-- DATA start --

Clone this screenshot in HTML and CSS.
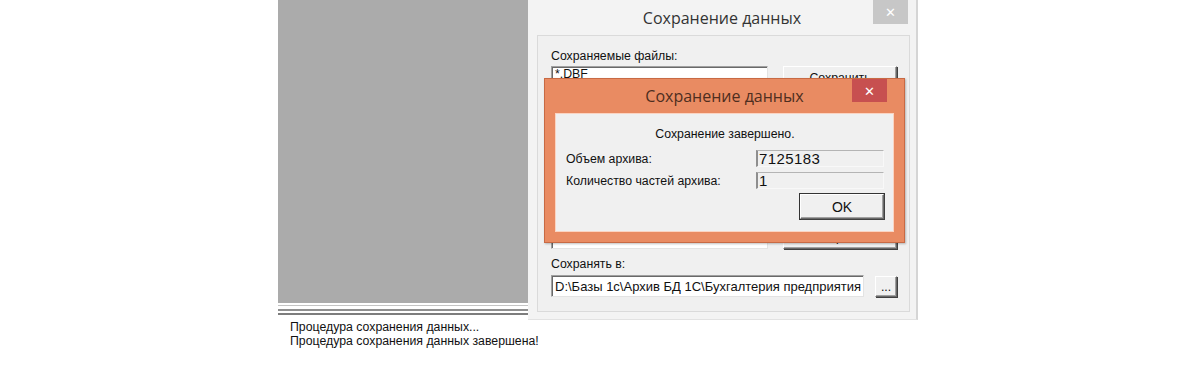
FILE: index.html
```html
<!DOCTYPE html>
<html lang="ru">
<head>
  <meta charset="UTF-8" />
  <title>Сохранение данных</title>
  <link rel="stylesheet" href="styles.css">
</head>
<body>

  <div class="app">
    <div class="workspace">
      <div class="left">
        <div class="canvas"></div>
        <div class="splitter"></div>
      </div>

      <div class="dialog">
        <div class="title">
          <span>Сохранение данных</span>
          <div class="close gray">&#x2715;</div>
        </div>
        <div class="panel">
          <label class="lbl">Сохраняемые файлы:</label>
          <div class="files-row">
            <div class="listbox">*.DBF</div>
            <div class="buttons">
              <button class="btn wide">Сохранить</button>
              <button class="btn wide">Закрыть</button>
            </div>
          </div>
          <label class="lbl">Сохранять в:</label>
          <div class="path-row">
            <div class="field path">D:\Базы 1с\Архив БД 1С\Бухгалтерия предприятия</div>
            <button class="btn dots">...</button>
          </div>
        </div>

        <div class="popup">
          <div class="title popup-title">
            <span>Сохранение данных</span>
            <div class="close red">&#x2715;</div>
          </div>
          <div class="popup-body">
            <div class="done">Сохранение завершено.</div>
            <div class="info-row">
              <span>Объем архива:</span>
              <div class="field info">7125183</div>
            </div>
            <div class="info-row">
              <span>Количество частей архива:</span>
              <div class="field info">1</div>
            </div>
            <div class="ok-row">
              <button class="btn ok">OK</button>
            </div>
          </div>
        </div>
      </div>
    </div>

    <div class="log">
      <div>Процедура сохранения данных...</div>
      <div>Процедура сохранения данных завершена!</div>
    </div>
  </div>

</body>
</html>
```

FILE: styles.css
```css
body {
  margin: 0;
  background: #fff;
  font-family: "Liberation Sans", Arial, sans-serif;
  font-size: 12.3px;
  color: #111;
}

.app {
  margin-left: 278px;
  width: 642px;
}

.workspace {
  display: flex;
  align-items: flex-start;
}

.left {
  width: 250px;
}

.canvas {
  height: 303px;
  background: #ababab;
}

.splitter {
  height: 13px;
  background:
    linear-gradient(#fff 0 2px, #c4c4c4 2px 3px, #fff 3px 6px, #8f8f8f 6px 8px, #fff 8px 10px, #7d7d7d 10px 12px, #fff 12px);
}

/* outer window */
.dialog {
  position: relative;
  width: 390px;
  height: 320px;
  background: #f3f3f3;
  border-right: 2px solid #d5d5d5;
  border-bottom: 1px solid #e2e2e2;
  box-sizing: border-box;
}

.title {
  height: 35px;
  position: relative;
  display: flex;
  align-items: center;
  justify-content: center;
  font-family: "Open Sans", "Noto Sans", sans-serif;
  font-size: 16px;
  color: #333;
}

.close {
  position: absolute;
  top: 0;
  width: 35px;
  height: 24px;
  color: #fff;
  font-size: 13px;
  display: flex;
  align-items: center;
  justify-content: center;
}

.close.gray {
  right: 8px;
  background: #c7c7c7;
}

.close.red {
  right: 8px;
  background: #c75050;
}

.panel {
  margin: 0 6px 0 9px;
  height: 277px;
  box-sizing: border-box;
  border: 1px solid #dadada;
  background: #f0f0f0;
  padding: 13px 12px 0 13px;
}

.lbl {
  display: block;
  margin-bottom: 3px;
  line-height: 14px;
}

.files-row {
  display: flex;
  gap: 15px;
  height: 183px;
  margin-bottom: 8px;
}

.listbox {
  width: 217px;
  background: #fff;
  border: 1px solid #a0a0a0;
  border-right-color: #e3e3e3;
  border-bottom-color: #e3e3e3;
  box-shadow: inset 1px 1px 0 #696969;
  padding: 1px 3px;
  box-sizing: border-box;
  line-height: 13px;
}

.buttons {
  display: flex;
  flex-direction: column;
  justify-content: space-between;
}

.btn {
  font-family: "Liberation Sans", Arial, sans-serif;
  font-size: 12.3px;
  color: #111;
  background: #f0f0f0;
  border: 1px solid #fff;
  border-right-color: #696969;
  border-bottom-color: #696969;
  box-shadow: inset -1px -1px 0 #a0a0a0, 1px 1px 0 #404040;
  padding: 0;
}

.btn.wide {
  width: 114px;
  height: 24px;
}

.path-row {
  display: flex;
  gap: 11px;
  margin-top: 4px;
}

.field {
  border: 1px solid #a0a0a0;
  border-right-color: #e3e3e3;
  border-bottom-color: #e3e3e3;
  box-shadow: inset 1px 1px 0 #696969;
  box-sizing: border-box;
  white-space: nowrap;
  overflow: hidden;
}

.path {
  width: 315px;
  height: 22px;
  background: #fff;
  padding: 3px 3px;
  line-height: 15px;
  font-size: 13px;
}

.btn.dots {
  width: 22px;
  height: 21px;
  margin-top: 1px;
  line-height: 12px;
}

/* message box on top */
.popup {
  position: absolute;
  left: 16px;
  top: 78px;
  width: 361px;
  height: 165px;
  box-sizing: border-box;
  background: #e98b62;
  border: 1px solid #c86a44;
  box-shadow: 1px 1px 2px rgba(0, 0, 0, 0.25);
  padding: 0 10px 10px 10px;
  display: flex;
  flex-direction: column;
}

.popup-title {
  height: 34px;
  color: #4e2e20;
  padding-right: 0;
}

.popup-title .close {
  top: 0;
  right: 7px;
  height: 23px;
}

.popup-body {
  flex: 1;
  background: #f0f0f0;
  border: 1px solid #fbd4c2;
  padding: 13px 9px 0 10px;
}

.done {
  text-align: center;
  line-height: 14px;
  margin-bottom: 9px;
}

.info-row {
  display: flex;
  justify-content: space-between;
  align-items: center;
  height: 17px;
  margin-bottom: 5px;
}

.field.info {
  width: 128px;
  height: 17px;
  background: #f0f0f0;
  padding: 0 1px;
  line-height: 15px;
  font-size: 15px;
  letter-spacing: 0.4px;
  box-shadow: none;
  border-color: #b4b4b4 #f8f8f8 #f8f8f8 #8e8e8e;
  border-left-width: 2px;
}

.ok-row {
  display: flex;
  justify-content: flex-end;
  margin-top: 3px;
}

.btn.ok {
  width: 84px;
  height: 25px;
  font-size: 14px;
  border-color: #fff #696969 #696969 #fff;
  box-shadow: inset -1px -1px 0 #a0a0a0, 1px 1px 0 #404040, 0 0 0 1px #333;
}

.log {
  line-height: 14px;
  padding: 0 0 0 12px;
}
```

-- DATA end --

Quote the data above in full, leaving out the pictures it holds.

• _WRITTEN RESPONSE_
Clone this screenshot in HTML and CSS.
FILE: index.html
```html
<!DOCTYPE html>
<html lang="ru">
<head>
  <meta charset="UTF-8" />
  <title>Сохранение данных</title>
  <link rel="stylesheet" href="styles.css">
</head>
<body>

  <div class="app">
    <div class="workspace">
      <div class="left">
        <div class="canvas"></div>
        <div class="splitter"></div>
      </div>

      <div class="dialog">
        <div class="title">
          <span>Сохранение данных</span>
          <div class="close gray">&#x2715;</div>
        </div>
        <div class="panel">
          <label class="lbl">Сохраняемые файлы:</label>
          <div class="files-row">
            <div class="listbox">*.DBF</div>
            <div class="buttons">
              <button class="btn wide">Сохранить</button>
              <button class="btn wide">Закрыть</button>
            </div>
          </div>
          <label class="lbl">Сохранять в:</label>
          <div class="path-row">
            <div class="field path">D:\Базы 1с\Архив БД 1С\Бухгалтерия предприятия</div>
            <button class="btn dots">...</button>
          </div>
        </div>

        <div class="popup">
          <div class="title popup-title">
            <span>Сохранение данных</span>
            <div class="close red">&#x2715;</div>
          </div>
          <div class="popup-body">
            <div class="done">Сохранение завершено.</div>
            <div class="info-row">
              <span>Объем архива:</span>
              <div class="field info">7125183</div>
            </div>
            <div class="info-row">
              <span>Количество частей архива:</span>
              <div class="field info">1</div>
            </div>
            <div class="ok-row">
              <button class="btn ok">OK</button>
            </div>
          </div>
        </div>
      </div>
    </div>

    <div class="log">
      <div>Процедура сохранения данных...</div>
      <div>Процедура сохранения данных завершена!</div>
    </div>
  </div>

</body>
</html>
```

FILE: styles.css
```css
body {
  margin: 0;
  background: #fff;
  font-family: "Liberation Sans", Arial, sans-serif;
  font-size: 12.3px;
  color: #111;
}

.app {
  margin-left: 278px;
  width: 642px;
}

.workspace {
  display: flex;
  align-items: flex-start;
}

.left {
  width: 250px;
}

.canvas {
  height: 303px;
  background: #ababab;
}

.splitter {
  height: 13px;
  background:
    linear-gradient(#fff 0 2px, #c4c4c4 2px 3px, #fff 3px 6px, #8f8f8f 6px 8px, #fff 8px 10px, #7d7d7d 10px 12px, #fff 12px);
}

/* outer window */
.dialog {
  position: relative;
  width: 390px;
  height: 320px;
  background: #f3f3f3;
  border-right: 2px solid #d5d5d5;
  border-bottom: 1px solid #e2e2e2;
  box-sizing: border-box;
}

.title {
  height: 35px;
  position: relative;
  display: flex;
  align-items: center;
  justify-content: center;
  font-family: "Open Sans", "Noto Sans", sans-serif;
  font-size: 16px;
  color: #333;
}

.close {
  position: absolute;
  top: 0;
  width: 35px;
  height: 24px;
  color: #fff;
  font-size: 13px;
  display: flex;
  align-items: center;
  justify-content: center;
}

.close.gray {
  right: 8px;
  background: #c7c7c7;
}

.close.red {
  right: 8px;
  background: #c75050;
}

.panel {
  margin: 0 6px 0 9px;
  height: 277px;
  box-sizing: border-box;
  border: 1px solid #dadada;
  background: #f0f0f0;
  padding: 13px 12px 0 13px;
}

.lbl {
  display: block;
  margin-bottom: 3px;
  line-height: 14px;
}

.files-row {
  display: flex;
  gap: 15px;
  height: 183px;
  margin-bottom: 8px;
}

.listbox {
  width: 217px;
  background: #fff;
  border: 1px solid #a0a0a0;
  border-right-color: #e3e3e3;
  border-bottom-color: #e3e3e3;
  box-shadow: inset 1px 1px 0 #696969;
  padding: 1px 3px;
  box-sizing: border-box;
  line-height: 13px;
}

.buttons {
  display: flex;
  flex-direction: column;
  justify-content: space-between;
}

.btn {
  font-family: "Liberation Sans", Arial, sans-serif;
  font-size: 12.3px;
  color: #111;
  background: #f0f0f0;
  border: 1px solid #fff;
  border-right-color: #696969;
  border-bottom-color: #696969;
  box-shadow: inset -1px -1px 0 #a0a0a0, 1px 1px 0 #404040;
  padding: 0;
}

.btn.wide {
  width: 114px;
  height: 24px;
}

.path-row {
  display: flex;
  gap: 11px;
  margin-top: 4px;
}

.field {
  border: 1px solid #a0a0a0;
  border-right-color: #e3e3e3;
  border-bottom-color: #e3e3e3;
  box-shadow: inset 1px 1px 0 #696969;
  box-sizing: border-box;
  white-space: nowrap;
  overflow: hidden;
}

.path {
  width: 315px;
  height: 22px;
  background: #fff;
  padding: 3px 3px;
  line-height: 15px;
  font-size: 13px;
}

.btn.dots {
  width: 22px;
  height: 21px;
  margin-top: 1px;
  line-height: 12px;
}

/* message box on top */
.popup {
  position: absolute;
  left: 16px;
  top: 78px;
  width: 361px;
  height: 165px;
  box-sizing: border-box;
  background: #e98b62;
  border: 1px solid #c86a44;
  box-shadow: 1px 1px 2px rgba(0, 0, 0, 0.25);
  padding: 0 10px 10px 10px;
  display: flex;
  flex-direction: column;
}

.popup-title {
  height: 34px;
  color: #4e2e20;
  padding-right: 0;
}

.popup-title .close {
  top: 0;
  right: 7px;
  height: 23px;
}

.popup-body {
  flex: 1;
  background: #f0f0f0;
  border: 1px solid #fbd4c2;
  padding: 13px 9px 0 10px;
}

.done {
  text-align: center;
  line-height: 14px;
  margin-bottom: 9px;
}

.info-row {
  display: flex;
  justify-content: space-between;
  align-items: center;
  height: 17px;
  margin-bottom: 5px;
}

.field.info {
  width: 128px;
  height: 17px;
  background: #f0f0f0;
  padding: 0 1px;
  line-height: 15px;
  font-size: 15px;
  letter-spacing: 0.4px;
  box-shadow: none;
  border-color: #b4b4b4 #f8f8f8 #f8f8f8 #8e8e8e;
  border-left-width: 2px;
}

.ok-row {
  display: flex;
  justify-content: flex-end;
  margin-top: 3px;
}

.btn.ok {
  width: 84px;
  height: 25px;
  font-size: 14px;
  border-color: #fff #696969 #696969 #fff;
  box-shadow: inset -1px -1px 0 #a0a0a0, 1px 1px 0 #404040, 0 0 0 1px #333;
}

.log {
  line-height: 14px;
  padding: 0 0 0 12px;
}
```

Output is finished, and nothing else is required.